Are you embarrassed to ask your doctor certain questions, nervous that you’ll sound confused, or flustered by the fact that your doctor seems rushed for time or uses lots of technical language?
Regardless of the problem, it’s important for you to find a solution because medical miscommunication can hurt your health, said Barry Jacobs, Psy.D., a clinical psychologist and Director of Behavioral Sciences at the Crozer-Keystone Family Medicine Residency Program in Springfield, Pa.
If communicating with your doctor is difficult, we’ve got some tips to help you get the answers you need. Hint: The silent treatment is never an effective cure.
Ready, set, ask!
The best way to make sure you’re following your doctor’s advice and taking your medication correctly is to use simple, direct communication. Ask a lot of questions. If you don’t understand an answer, keep asking until you do understand. Medical terms can be tough to figure out, and sometimes more explanation is needed.
“Doctors have to set a tone in which questions and discussions are welcome — then patients have to have the courage to speak up,” said Jacobs, who is also an American Heart Association volunteer.
It helps to ask the right questions. A little research before your visit will help you have a more informed discussion with your doctor. Use the Internet, but stick with reliable sources your doctor will respect.

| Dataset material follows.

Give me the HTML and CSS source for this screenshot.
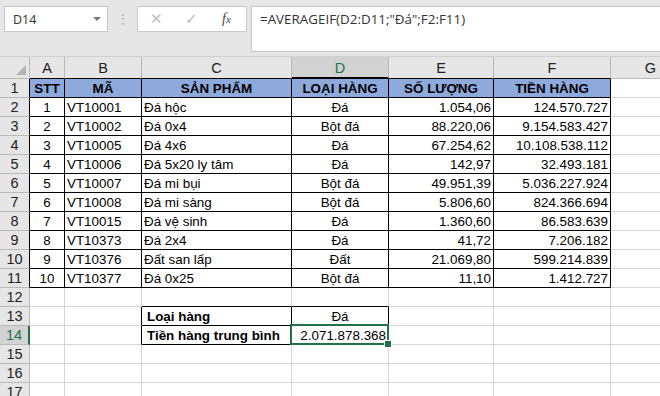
FILE: index.html
```html
<!DOCTYPE html>
<html lang="vi">
<head>
    <meta charset="UTF-8">
    <title>AVERAGEIF</title>
    <link rel="stylesheet" href="styles.css">
</head>
<body>
    <div class="formula-area">
        <div class="name-box">
            <span>D14</span>
            <span class="drop"></span>
        </div>
        <div class="grip">⋮</div>
        <div class="fx-box">
            <span class="btn">✕</span>
            <span class="btn">✓</span>
            <span class="fx"><i>f</i><i class="x">x</i></span>
        </div>
        <div class="formula-input">=AVERAGEIF(D2:D11;"Đá";F2:F11)</div>
    </div>

    <div class="sheet">
        <div class="row col-head">
            <div class="rh corner"><span class="tri"></span></div>
            <div class="c col-a edge">A</div>
            <div class="c col-b edge">B</div>
            <div class="c col-c edge">C</div>
            <div class="c col-d edge active">D</div>
            <div class="c col-e edge">E</div>
            <div class="c col-f edge">F</div>
            <div class="c col-g">G</div>
        </div>

        <div class="row head">
            <div class="rh edge">1</div>
            <div class="c col-a bd center">STT</div>
            <div class="c col-b bd center">MÃ</div>
            <div class="c col-c bd center">SẢN PHẨM</div>
            <div class="c col-d bd center">LOẠI HÀNG</div>
            <div class="c col-e bd center">SỐ LƯỢNG</div>
            <div class="c col-f bd center">TIỀN HÀNG</div>
            <div class="c col-g"></div>
        </div>
        <div class="row">
            <div class="rh edge">2</div>
            <div class="c col-a bd center">1</div>
            <div class="c col-b bd">VT10001</div>
            <div class="c col-c bd">Đá hộc</div>
            <div class="c col-d bd center">Đá</div>
            <div class="c col-e bd right">1.054,06</div>
            <div class="c col-f bd right">124.570.727</div>
            <div class="c col-g"></div>
        </div>
        <div class="row">
            <div class="rh edge">3</div>
            <div class="c col-a bd center">2</div>
            <div class="c col-b bd">VT10002</div>
            <div class="c col-c bd">Đá 0x4</div>
            <div class="c col-d bd center">Bột đá</div>
            <div class="c col-e bd right">88.220,06</div>
            <div class="c col-f bd right">9.154.583.427</div>
            <div class="c col-g"></div>
        </div>
        <div class="row">
            <div class="rh edge">4</div>
            <div class="c col-a bd center">3</div>
            <div class="c col-b bd">VT10005</div>
            <div class="c col-c bd">Đá 4x6</div>
            <div class="c col-d bd center">Đá</div>
            <div class="c col-e bd right">67.254,62</div>
            <div class="c col-f bd right">10.108.538.112</div>
            <div class="c col-g"></div>
        </div>
        <div class="row">
            <div class="rh edge">5</div>
            <div class="c col-a bd center">4</div>
            <div class="c col-b bd">VT10006</div>
            <div class="c col-c bd">Đá 5x20 ly tâm</div>
            <div class="c col-d bd center">Đá</div>
            <div class="c col-e bd right">142,97</div>
            <div class="c col-f bd right">32.493.181</div>
            <div class="c col-g"></div>
        </div>
        <div class="row">
            <div class="rh edge">6</div>
            <div class="c col-a bd center">5</div>
            <div class="c col-b bd">VT10007</div>
            <div class="c col-c bd">Đá mi bụi</div>
            <div class="c col-d bd center">Bột đá</div>
            <div class="c col-e bd right">49.951,39</div>
            <div class="c col-f bd right">5.036.227.924</div>
            <div class="c col-g"></div>
        </div>
        <div class="row">
            <div class="rh edge">7</div>
            <div class="c col-a bd center">6</div>
            <div class="c col-b bd">VT10008</div>
            <div class="c col-c bd">Đá mi sàng</div>
            <div class="c col-d bd center">Bột đá</div>
            <div class="c col-e bd right">5.806,60</div>
            <div class="c col-f bd right">824.366.694</div>
            <div class="c col-g"></div>
        </div>
        <div class="row">
            <div class="rh edge">8</div>
            <div class="c col-a bd center">7</div>
            <div class="c col-b bd">VT10015</div>
            <div class="c col-c bd">Đá vệ sinh</div>
            <div class="c col-d bd center">Đá</div>
            <div class="c col-e bd right">1.360,60</div>
            <div class="c col-f bd right">86.583.639</div>
            <div class="c col-g"></div>
        </div>
        <div class="row">
            <div class="rh edge">9</div>
            <div class="c col-a bd center">8</div>
            <div class="c col-b bd">VT10373</div>
            <div class="c col-c bd">Đá 2x4</div>
            <div class="c col-d bd center">Đá</div>
            <div class="c col-e bd right">41,72</div>
            <div class="c col-f bd right">7.206.182</div>
            <div class="c col-g"></div>
        </div>
        <div class="row">
            <div class="rh edge">10</div>
            <div class="c col-a bd center">9</div>
            <div class="c col-b bd">VT10376</div>
            <div class="c col-c bd">Đất san lấp</div>
            <div class="c col-d bd center">Đất</div>
            <div class="c col-e bd right">21.069,80</div>
            <div class="c col-f bd right">599.214.839</div>
            <div class="c col-g"></div>
        </div>
        <div class="row">
            <div class="rh edge">11</div>
            <div class="c col-a bd center">10</div>
            <div class="c col-b bd">VT10377</div>
            <div class="c col-c bd">Đá 0x25</div>
            <div class="c col-d bd center">Bột đá</div>
            <div class="c col-e bd right">11,10</div>
            <div class="c col-f bd right">1.412.727</div>
            <div class="c col-g"></div>
        </div>
        <div class="row">
            <div class="rh">12</div>
            <div class="c col-a"></div>
            <div class="c col-b"></div>
            <div class="c col-c bd-b"></div>
            <div class="c col-d bd-b"></div>
            <div class="c col-e"></div>
            <div class="c col-f"></div>
            <div class="c col-g"></div>
        </div>
        <div class="row">
            <div class="rh">13</div>
            <div class="c col-a"></div>
            <div class="c col-b bd-r"></div>
            <div class="c col-c bd bold">Loại hàng</div>
            <div class="c col-d bd center">Đá</div>
            <div class="c col-e"></div>
            <div class="c col-f"></div>
            <div class="c col-g"></div>
        </div>
        <div class="row">
            <div class="rh active">14</div>
            <div class="c col-a"></div>
            <div class="c col-b bd-r"></div>
            <div class="c col-c bd bold">Tiền hàng trung bình</div>
            <div class="c col-d bd right selected">2.071.878.368</div>
            <div class="c col-e"></div>
            <div class="c col-f"></div>
            <div class="c col-g"></div>
        </div>
        <div class="row">
            <div class="rh">15</div>
            <div class="c col-a"></div>
            <div class="c col-b"></div>
            <div class="c col-c"></div>
            <div class="c col-d"></div>
            <div class="c col-e"></div>
            <div class="c col-f"></div>
            <div class="c col-g"></div>
        </div>
        <div class="row">
            <div class="rh">16</div>
            <div class="c col-a"></div>
            <div class="c col-b"></div>
            <div class="c col-c"></div>
            <div class="c col-d"></div>
            <div class="c col-e"></div>
            <div class="c col-f"></div>
            <div class="c col-g"></div>
        </div>
        <div class="row">
            <div class="rh">17</div>
            <div class="c col-a"></div>
            <div class="c col-b"></div>
            <div class="c col-c"></div>
            <div class="c col-d"></div>
            <div class="c col-e"></div>
            <div class="c col-f"></div>
            <div class="c col-g"></div>
        </div>
    </div>
</body>
</html>
```

FILE: styles.css
```css
:root {
    --grid: #d4d4d4;
    --head-bg: #e6e6e6;
    --head-line: #bababa;
    --green: #217346;
}

* {
    margin: 0;
    padding: 0;
    box-sizing: border-box;
}

body {
    width: 660px;
    height: 396px;
    overflow: hidden;
    background: #fff;
    font-family: "Liberation Sans", Arial, sans-serif;
    font-size: 13.4px;
    color: #000;
}

/* formula bar */
.formula-area {
    height: 56px;
    background: var(--head-bg);
    display: flex;
    align-items: flex-start;
    padding-top: 6px;
    padding-left: 4px;
    font-family: "Open Sans", sans-serif;
    font-size: 13.4px;
    color: #333;
}

.name-box {
    width: 104px;
    height: 26px;
    background: #fff;
    border: 1px solid #c6c6c6;
    display: flex;
    align-items: center;
    justify-content: space-between;
    padding: 0 6px 0 8px;
    font-size: 12.5px;
}

.drop {
    width: 0;
    height: 0;
    border-left: 4px solid transparent;
    border-right: 4px solid transparent;
    border-top: 4px solid #777;
}

.grip {
    width: 29px;
    text-align: center;
    line-height: 26px;
    color: #b5b5b5;
    font-size: 14px;
}

.fx-box {
    width: 110px;
    height: 26px;
    background: #fff;
    border: 1px solid #c6c6c6;
    display: flex;
    align-items: center;
    padding-left: 12px;
}

.btn {
    width: 35px;
    color: #bdbdbd;
    font-size: 15px;
    font-family: "DejaVu Sans", sans-serif;
}

.fx {
    font-family: "Liberation Serif", serif;
    font-size: 14px;
    color: #444;
    margin-left: 2px;
}

.fx .x {
    font-size: 11px;
}

.formula-input {
    flex: 1;
    height: 46px;
    margin-left: 4px;
    background: #fff;
    border: 1px solid #c6c6c6;
    border-right: none;
    padding: 3px 8px;
    line-height: 18px;
}

/* grid */
.row {
    display: flex;
    height: 19px;
}

.rh,
.c {
    flex: none;
    border-right: 1px solid var(--grid);
    border-bottom: 1px solid var(--grid);
    line-height: 19px;
    white-space: nowrap;
    overflow: hidden;
}

.rh {
    width: 30px;
    background: var(--head-bg);
    border-color: var(--head-line);
    text-align: center;
    font-size: 14.5px;
    color: #222;
}

.c {
    padding: 0 2px;
}

.col-a { width: 35px; }
.col-b { width: 77px; }
.col-c { width: 150px; }
.col-d { width: 97px; }
.col-e { width: 105px; }
.col-f { width: 117px; }
.col-g { width: 80px; }

.col-head {
    height: 23px;
    border-top: 1px solid #d0d0d0;
}

.col-head .c {
    background: var(--head-bg);
    border-color: var(--head-line);
    text-align: center;
    font-size: 14.5px;
    line-height: 22px;
    color: #222;
}

.col-head .rh {
    position: relative;
    line-height: 22px;
}

.tri {
    position: absolute;
    right: 3px;
    bottom: 3px;
    width: 0;
    height: 0;
    border-left: 10px solid transparent;
    border-bottom: 10px solid #b4b4b4;
}

.col-head .c.active {
    background: #d2d2d2;
    color: var(--green);
    border-bottom: 2px solid var(--green);
}

.rh.active {
    background: #d2d2d2;
    color: var(--green);
    border-right: 2px solid var(--green);
}

.edge {
    border-bottom-color: #000 !important;
}

.rh.edge {
    border-bottom-color: var(--head-line) !important;
    border-right-color: #000;
}

.head .c {
    font-weight: bold;
}

.head .bd {
    background: #8ea9db;
}

.bd {
    border-right-color: #000;
    border-bottom-color: #000;
}

.bd-b { border-bottom-color: #000; }
.bd-r { border-right-color: #000; }

.center { text-align: center; }
.right { text-align: right; }
.bold { font-weight: bold; padding-left: 5px; }

.selected {
    position: relative;
    overflow: visible;
}

.selected::after {
    content: "";
    position: absolute;
    left: -2px;
    top: -2px;
    right: -1px;
    bottom: -1px;
    border: 2px solid var(--green);
}

.selected::before {
    content: "";
    position: absolute;
    right: -4px;
    bottom: -4px;
    width: 6px;
    height: 6px;
    background: var(--green);
    border: 1px solid #fff;
    z-index: 1;
}
```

For heart health and stroke information, visit the American Heart Association’s website, heart.org. For questions on other medical topics, check with accredited medical schools, university teaching hospitals and government sites such as the National Institutes of Health, the Centers for Disease Control and Prevention and the Department of Health and Human Services are also reliable.
Don't take a pile of printouts to your appointment. Organize your questions into a concise list before you get there. In turn, your doctor should make time to answer all your questions thoroughly.
And if you have an urgent question after your visit, don’t hesitate to contact your doctor.
“More and more physicians are encouraging patients to e-mail questions and concerns between medical visits,” Jacobs said. “Whatever the mode of communication, patients still need to be willing to voice doubts and confusion to work effectively.”
Learning to Ask Questions
That can be a major change for patients who aren’t used to raising concerns.
“Older patients tend to be more deferential and consequently ask fewer questions, while younger patients often approach medical visit as informed consumers,” Jacobs said. “They’re more likely to express whatever doubts they have.”
"Some ethnic groups may be less trustful of medical authority and be more skeptical about medical treatment plans," Jacobs said. "But they usually keep their reservations to themselves."